Kasten taught at the California School of Fine Art in 1942, at the University of Michigan from 1946 to 1947, and at San Francisco State University from 1947 to 1950. When Worth Ryder asked him in 1950, for the third time, to join the UC Berkeley faculty, he agreed.

Kasten experimented with Cubism and non-objective painting, but turned to abstract expressionism after attending the Hans Hofmann School of Art in Provincetown, Mass., in 1951.

“We ceased to be provincial,” Kasten said in the 2002 Chronicle interview. “Everybody got into it. It was sort of a mass movement. It was a great period to work in. Just letting things flow and seeing what happens.”

Kasten invited abstract expressionist Willem de Kooning of New York to explore printmaking ideas at UC Berkeley’s print studio. Using a large lithograph press, de Kooning produced a lithograph titled “Waves” that now belongs to UC Berkeley’s Berkeley Art Museum.
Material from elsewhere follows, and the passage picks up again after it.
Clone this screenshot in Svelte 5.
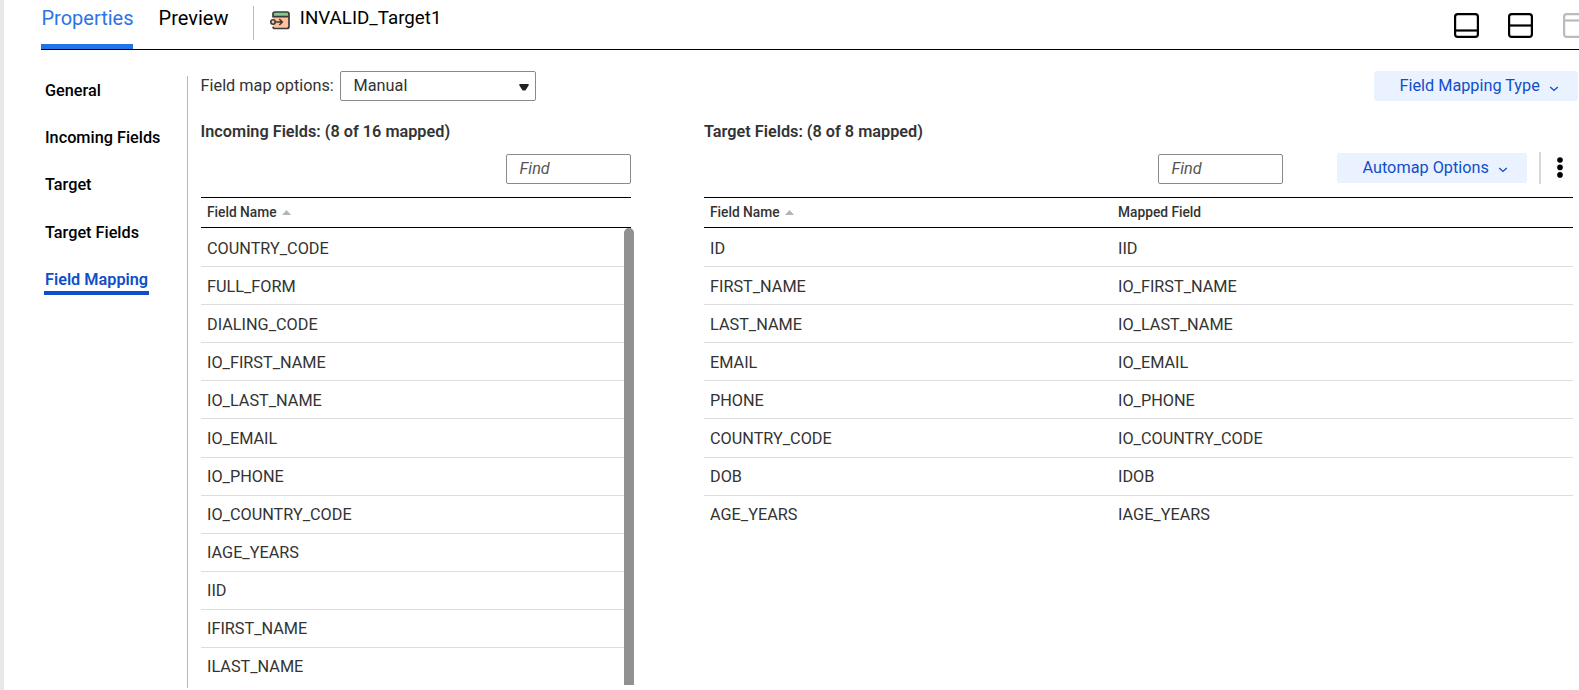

It was exhibited as part of a campus tribute to Kasten in 2008. De Kooning, who had never made prints with a printing press before, also made one other lithograph while on campus.
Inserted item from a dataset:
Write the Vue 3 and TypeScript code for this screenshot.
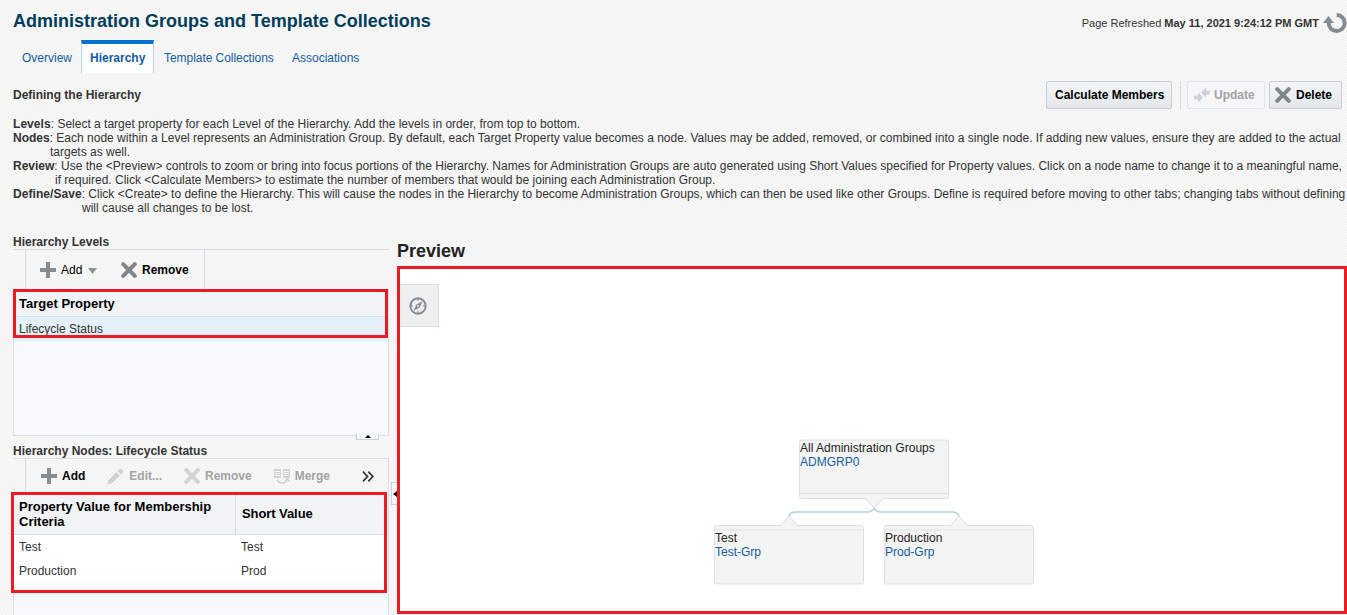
<script setup lang="ts">
interface Instruction { label: string; kind: string; first: string; second?: string }
interface GroupNode { title: string; name: string; kind: string }

const tabs = [
  { label: 'Overview', cls: 't1' },
  { label: 'Hierarchy', cls: 't2 active' },
  { label: 'Template Collections', cls: 't3' },
  { label: 'Associations', cls: 't4' },
]
const instructions: Instruction[] = [
  { label: 'Levels', kind: 'lev', first: 'Select a target property for each Level of the Hierarchy. Add the levels in order, from top to bottom.' },
  { label: 'Nodes', kind: 'nod', first: 'Each node within a Level represents an Administration Group. By default, each Target Property value becomes a node. Values may be added, removed, or combined into a single node. If adding new values, ensure they are added to the actual', second: 'targets as well.' },
  { label: 'Review', kind: 'rev', first: 'Use the <Preview> controls to zoom or bring into focus portions of the Hierarchy. Names for Administration Groups are auto generated using Short Values specified for Property values. Click on a node name to change it to a meaningful name,', second: 'if required. Click <Calculate Members> to estimate the number of members that would be joining each Administration Group.' },
  { label: 'Define/Save', kind: 'def', first: 'Click <Create> to define the Hierarchy. This will cause the nodes in the Hierarchy to become Administration Groups, which can then be used like other Groups. Define is required before moving to other tabs; changing tabs without defining', second: 'will cause all changes to be lost.' },
]
const rows = [
  { value: 'Test', short: 'Test' },
  { value: 'Production', short: 'Prod' },
]
const groups: GroupNode[] = [
  { title: 'All Administration Groups', name: 'ADMGRP0', kind: 'root' },
  { title: 'Test', name: 'Test-Grp', kind: 'test' },
  { title: 'Production', name: 'Prod-Grp', kind: 'prod' },
]
</script>

<template>
  <div class="page">
    <header class="top">
      <h1>Administration Groups and Template Collections</h1>
      <div class="refreshed">
        <span>Page Refreshed <b>May 11, 2021 9:24:12 PM GMT</b></span>
        <svg class="refresh" width="24" height="22" viewBox="0 0 24 22">
          <path d="M13.7 3A8 8 0 1 1 5.700 10.500" fill="none" stroke="#878c90" stroke-width="4" />
          <path d="M0 11L5.500 4L11 11Z" fill="#878c90" />
        </svg>
      </div>
    </header>
    <nav class="tabs">
      <a v-for="t in tabs" :key="t.label" :class="t.cls">{{ t.label }}</a>
    </nav>
    <div class="heading">
      <span class="defining">Defining the Hierarchy</span>
      <div class="actions">
        <button class="calc">Calculate Members</button>
        <i class="sep"></i>
        <button class="update off">
          <svg width="18" height="16" viewBox="0 0 18 16"><path d="M8 5.500L13 .5V3.500H17V7.500H13V10.500ZM1 8.500H5V5.500L10 10.500L5 15.500V12.500H1Z" fill="#d0d2d4" /></svg>
          <span>Update</span>
        </button>
        <button class="delete">
          <svg width="16" height="16" viewBox="0 0 16 16"><path d="M2.2 2.2L13.8 13.8M13.8 2.2L2.2 13.8" stroke="#80868a" stroke-width="4" stroke-linecap="round" /></svg>
          <span>Delete</span>
        </button>
      </div>
    </div>
    <section class="instructions">
      <div v-for="line in instructions" :key="line.label" :class="['line', line.kind]">
        <div class="first"><b>{{ line.label }}</b>: {{ line.first }}</div>
        <div v-if="line.second" class="second">{{ line.second }}</div>
      </div>
    </section>
    <main>
      <aside>
        <h2>Hierarchy Levels</h2>
        <div class="toolbar tb1">
          <div class="tools">
            <svg class="plus" width="16" height="16" viewBox="0 0 16 16"><path d="M8 0V16M0 8H16" stroke="#878c90" stroke-width="4" /></svg>
            <span class="addlabel">Add</span>
            <svg class="caret" width="9" height="6" viewBox="0 0 9 6"><path d="M0 0H9L4.5 6Z" fill="#8f9497" /></svg>
            <svg class="cross" width="16" height="16" viewBox="0 0 16 16"><path d="M2.2 2.2L13.8 13.8M13.8 2.2L2.2 13.8" stroke="#80868a" stroke-width="4" stroke-linecap="round" /></svg>
            <b>Remove</b>
          </div>
        </div>
        <div class="levels">
          <div class="th">Target Property</div>
          <div class="selected">Lifecycle Status</div>
          <div class="mark m1"></div>
          <div class="handle hup"><svg width="6" height="3" viewBox="0 0 6 3"><path d="M0 3L3 0L6 3Z" /></svg></div>
        </div>
        <h2 class="nodes-title">Hierarchy Nodes: Lifecycle Status</h2>
        <div class="toolbar tb2">
          <svg class="n-add" width="16" height="16" viewBox="0 0 16 16"><path d="M8 0V16M0 8H16" stroke="#878c90" stroke-width="4" /></svg>
          <b class="on">Add</b>
          <svg class="n-edit" width="17" height="17" viewBox="0 0 17 17"><path d="M.5 16.500L1.500 12L9.500 4L13 7.500L5 15.500ZM10.500 3L12.500 1Q13.500 0 14.500 1L16 2.500Q17 3.500 16 4.500L14 6.500Z" fill="#d1d3d5" /></svg>
          <b>Edit...</b>
          <svg class="n-remove" width="16" height="16" viewBox="0 0 16 16"><path d="M2.2 2.2L13.8 13.8M13.8 2.2L2.2 13.8" stroke="#d1d3d5" stroke-width="4" stroke-linecap="round" /></svg>
          <b>Remove</b>
          <svg class="n-merge" width="16" height="16" viewBox="0 0 16 16">
            <path d="M0 1H7V10H0ZM9 1H16V10H9Z" fill="#d1d3d5" />
            <path d="M1 3.500H6M1 5.500H6M1 7.500H6M10 3.500H15M10 5.500H15M10 7.500H15" stroke="#f5f5f5" />
            <path d="M3 12Q5 15 8 15Q12 15 13.500 11.500M11 13L13.700 10.500L15.500 13.500" fill="none" stroke="#d1d3d5" stroke-width="1.5" />
          </svg>
          <b>Merge</b>
          <svg class="more" width="12" height="11" viewBox="0 0 12 11"><path d="M1 .7L5.500 5.500L1 10.300M6.300 .7L10.800 5.500L6.300 10.300" fill="none" stroke="#333" stroke-width="1.700" /></svg>
        </div>
        <div class="nodes">
          <div class="thead">
            <div><span class="pv">Property Value for Membership</span><br><span class="cr">Criteria</span></div>
            <div class="sv">Short Value</div>
          </div>
          <div v-for="r in rows" :key="r.value" class="row"><span>{{ r.value }}</span><span>{{ r.short }}</span></div>
          <div class="mark m2"></div>
        </div>
      </aside>
      <div class="gutter"><div class="handle hleft"><svg width="4" height="6" viewBox="0 0 4 6"><path d="M4 0L0 3L4 6Z" /></svg></div></div>
      <section class="preview">
        <h3>Preview</h3>
        <div class="canvas">
          <div class="compass">
            <svg width="18" height="18" viewBox="0 0 18 18">
              <circle cx="9" cy="9" r="7.700" fill="none" stroke="#83898e" stroke-width="1.900" />
              <path d="M13.500 4.200L10.600 10.600L4.500 13.800L7.500 7.500Z" fill="#83898e" />
              <circle cx="9" cy="9" r="1" fill="#efefef" />
              <path d="M9 2V4M9 14V16M2 9H4M14 9H16" stroke="#83898e" />
            </svg>
          </div>
          <svg class="links" width="944" height="342" viewBox="400 269 944 342">
            <path d="M874 508Q872 512 867 512H796Q790 512 789 516M874 508Q876 512 881 512H952Q958 512 959 516" fill="none" stroke="#b9cddb" stroke-width="1.600" />
            <g fill="#f4f4f4" stroke="#dce1e5">
              <rect x="799.500" y="440" width="149" height="58.500" rx="2" />
              <rect x="714.500" y="525.500" width="149" height="58.500" rx="2" />
              <rect x="884.500" y="525.500" width="149" height="58.500" rx="2" />
              <path d="M799.500 493.500H948.500M714.500 530H863.500M884.500 530H1033.500" />
              <path d="M865 498.500L874 508L883 498.500M780 525.500L789 516L798 525.500M950 525.500L959 516L968 525.500" />
            </g>
            <path d="M866 498.500H882M781 525.500H797M951 525.500H967" stroke="#f4f4f4" />
          </svg>
          <div v-for="g in groups" :key="g.name" :class="['node', g.kind]"><div>{{ g.title }}</div><a>{{ g.name }}</a></div>
        </div>
      </section>
    </main>
  </div>
</template>

<style>
body { margin: 0; overflow: hidden; }
</style>

<style scoped>
* { box-sizing: border-box; }
.page { width: 1347px; height: 615px; overflow: hidden; font: 12px/14px "Liberation Sans", Arial, sans-serif; color: #333; background: linear-gradient(45deg, #f9f9f9 25%, #f2f2f2 25%, #f2f2f2 50%, #f9f9f9 50%, #f9f9f9 75%, #f2f2f2 75%) 0 0 / 4px 4px; display: flex; flex-direction: column; }
h1, h2, h3 { margin: 0; }
svg { display: block; flex: none; }
.top { height: 40px; flex: none; display: flex; justify-content: space-between; padding-left: 13px; white-space: nowrap; }
h1 { font-size: 18px; line-height: 22px; padding-top: 10px; color: #003d5b; }
.refreshed { display: flex; font-size: 11px; padding-top: 16px; }
.refresh { margin: -4px 0 0 4px; }
.tabs { display: flex; height: 33px; flex: none; padding-left: 13px; white-space: nowrap; color: #145c9e; }
.tabs a { padding: 11px 9px 0; }
.tabs .t1 { width: 68px; }
.tabs .t2 { width: 73px; padding: 7px 8px 0; border: 1px solid #c4ced7; border-width: 4px 1px 0; border-top-color: #0572ce; background: #fff; font-weight: bold; }
.tabs .t3 { width: 129px; padding-left: 10px; letter-spacing: -.05px; }
.heading { height: 44px; flex: none; display: flex; justify-content: space-between; padding: 8px 5px 0 13px; }
.defining { font-weight: bold; padding-top: 7px; }
.actions { display: flex; }
button { height: 28px; padding: 0; border: 1px solid #c4ced7; border-radius: 2px; background: linear-gradient(#f3f5f6, #e3e7ea); color: #000; font: bold 12px/14px "Liberation Sans", Arial, sans-serif; display: flex; align-items: center; white-space: nowrap; }
.calc { width: 126px; padding-left: 8px; }
.sep { width: 1px; height: 28px; background: #d6dfe6; margin: 0 6px 0 8px; }
.update { width: 78px; padding-left: 5px; gap: 3px; background: #f4f6f8; color: #a3a3a3; border-color: #dfe6eb; margin-right: 4px; }
.delete { width: 73px; padding-left: 5px; gap: 5px; }
.instructions { height: 118px; flex: none; white-space: nowrap; }
.line { padding-left: 13px; }
.lev b, .def b { letter-spacing: .06px; }
.nod .second { padding-left: 37px; }
.rev .second { padding-left: 42px; }
.def .second { padding-left: 69px; }
main { display: flex; flex: 1; min-height: 0; }
aside { width: 389px; padding-left: 13px; flex: none; }
h2 { font-size: 12px; line-height: 14px; height: 14px; white-space: nowrap; }
.toolbar { display: flex; align-items: center; border-top: 1px solid #d6dfe6; white-space: nowrap; color: #000; }
.tb1 { height: 41px; }
.tools { display: flex; align-items: center; height: 40px; width: 180px; margin-left: 12px; border-left: 1px solid #d6dfe6; border-right: 1px solid #d6dfe6; padding-left: 14px; }
.addlabel { margin-left: 5px; width: 22px; }
.caret { margin: 2px 0 0 5px; }
.cross { margin: 0 5px 0 24px; }
.levels { position: relative; height: 146px; width: 376px; background: #f8f9fd; border: 1px solid #d6dfe6; border-top: 0; }
.th { height: 27px; font: bold 13px/27px "Liberation Sans", Arial, sans-serif; padding-left: 5px; background: #f2f3f7; border-bottom: 1px solid #d6dfe6; color: #000; }
.selected { background: #e4f0fa; height: 24px; line-height: 24px; padding-left: 5px; }
.mark { position: absolute; border: 3px solid #ed1c24; pointer-events: none; }
.m1 { left: -1px; top: -1px; width: 375px; height: 49px; }
.handle { position: absolute; background: #f7f8fa; border: 1px solid #c4d0da; }
.hup { left: 342px; top: 144px; width: 23px; height: 6px; border-top: 0; padding: 1px 0 0 8px; }
.nodes-title { margin-top: 8px; }
.tb2 { height: 35px; margin-left: 0; padding-left: 28px; color: #a3a3a3; border-right: 1px solid #d6dfe6; background: linear-gradient(#d6dfe6, #d6dfe6) 12px 0 / 1px 100% no-repeat; }
.tb2 .on { color: #000; }
.n-add { margin-right: 5px; }
.n-edit { margin: 0 5px 0 22px; }
.n-remove { margin: 0 5px 0 22px; }
.n-merge { margin: 0 5px 0 22px; }
.more { margin-left: 32px; }
.nodes { position: relative; width: 376px; height: 140px; background: #f8f9fd; border: 1px solid #d6dfe6; border-top: 0; }
.thead { height: 42px; display: flex; background: #f2f3f7; border-bottom: 1px solid #d6dfe6; font: bold 13px/15px "Liberation Sans", Arial, sans-serif; color: #000; white-space: nowrap; }
.thead > div:first-child { width: 222px; border-right: 1px solid #d6dfe6; padding: 6px 0 0 5px; }
.thead .sv { padding: 13px 0 0 6px; letter-spacing: -.08px; }
.row { height: 24px; display: flex; background: #fff; line-height: 24px; padding-left: 5px; }
.row span:first-child { width: 222px; }
.m2 { left: -3px; top: -1px; width: 376px; height: 101px; }
.gutter { width: 8px; position: relative; flex: none; }
.hleft { left: 2px; top: 247px; width: 7px; height: 23px; border-right: 0; padding: 8px 0 0 1px; }
.preview { flex: 1; position: relative; }
h3 { font-size: 18px; line-height: 22px; height: 31px; padding-top: 5px; color: #222; }
.canvas { position: relative; width: 950px; height: 348px; background: #fff; border: 3px solid #ed1c24; }
.compass { position: absolute; left: 0; top: 15px; width: 39px; height: 43px; background: #efefef; border: 1px solid #d6dce1; border-left: 0; padding: 12px 0 0 9px; }
.links { position: absolute; left: 0; top: 0; }
.node { position: absolute; color: #222; white-space: nowrap; }
.node a { color: #145c9e; }
.root { left: 400px; top: 172px; }
.test { left: 315px; top: 262px; }
.prod { left: 485px; top: 262px; }
</style>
In addition to introducing the campus’s printmaking operation, Kasten launched a course at UC Berkeley in new materials and methods that was designed to challenge students’ ideas of how artwork is constructed and executed.

Kasten taught at UC Berkeley until 1983.

He received numerous awards for his watercolor and oil paintings as well as his graphics, including the Purchase Prize in Graphics at the Fourth Annual Art Festival in San Francisco in 1977. In 1997, he received the Distinguished Artist Award of the California Society of Printmakers. He is also a recipient of a Humanities Research Fellowship and the Tamarind Lithography Fellowship.

Kasten told a Daily Californian reporter in 1977 that an artist’s life presents its own opportunities and risks. “The artist in our society is free to do pretty much what he pleases,” Kasten said. “But he does it at his own expense. There is no guarantee that anyone else is going to appreciate his work. But there is always the chance that he may hit the magical thing that will really turn people on.”

Kasten is survived by his wife of 52 years, Georgette Kasten; two daughters, Beatrix Kasten and Cho-An Kasten Buckley, both of Oakland, Calif.; two sons, Ross Kasten of Sacramento, Calif., and Lee Kasten of Daly City, Calif.; and five grandchildren.

A memorial celebration of Kasten’s life will be announced later. His family has requested donations to the American Red Cross in lieu of flowers.